Recebo dois vídeos no telemóvel. O meu neto, do alto dos dezasseis
meses, exibe-se para um público restrito ampliado pela câmara de telemóvel. Faz
grandes discursos, mas fala numa língua que deixei de perceber há muitas
décadas. Quem sabe se os discurso que fiz nos meus dezasseis meses não foram os
mais sensatos e profundos de toda a minha vida. Talvez nesse tempo designasse
as coisas pelo verdadeiro nome delas e que, com a aprendizagem da língua, começasse
a falhar irremediavelmente a nomeação do mundo. Hoje levantei-me cedo.
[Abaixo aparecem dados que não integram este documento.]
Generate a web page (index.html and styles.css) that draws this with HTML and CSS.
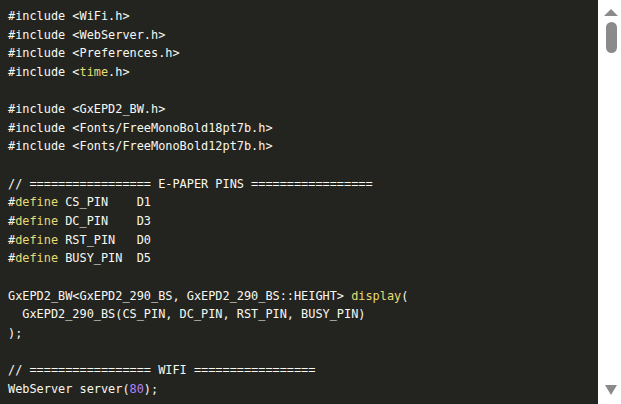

O dia
nascia enfastiado e assim foi crescendo. Agora que atingiu a maioridade não
apresenta melhoras. Progride com tédio, faz umas caretas de nojo, suspira
maçado. Tento entabular conversa com ele, mas ignora-me e prossegue o seu
caminho tomado pela náusea e má educação. Um existencialista da rive gauche. Oiço um bater de asas e
volto-me. É um pombo. Nos campos ao longe avisto ciprestes. Distribuem-se ao
acaso. Dizem que são memórias que ficaram de umas escaramuças havidas por aqui aquando
das invasões francesas. Chegam a durar mil anos, descubro em pesquisa rápida. Consola-me
a existência destes seres que ultrapassam a medida humana, sem que ostentem
sobranceria nem sejam dados a chamar a
atenção para si. Crescem em silêncio e contenção. Espera-me mais uma
vídeo-reunião. Colecciono-as e não tarda serei especialista. Hoje é
segunda-feira, dia trinta de Março. O mundo encolhe, enquanto os meus olhos se
esforçam por alargar o horizonte. Começo a ficar cansado de conviver comigo.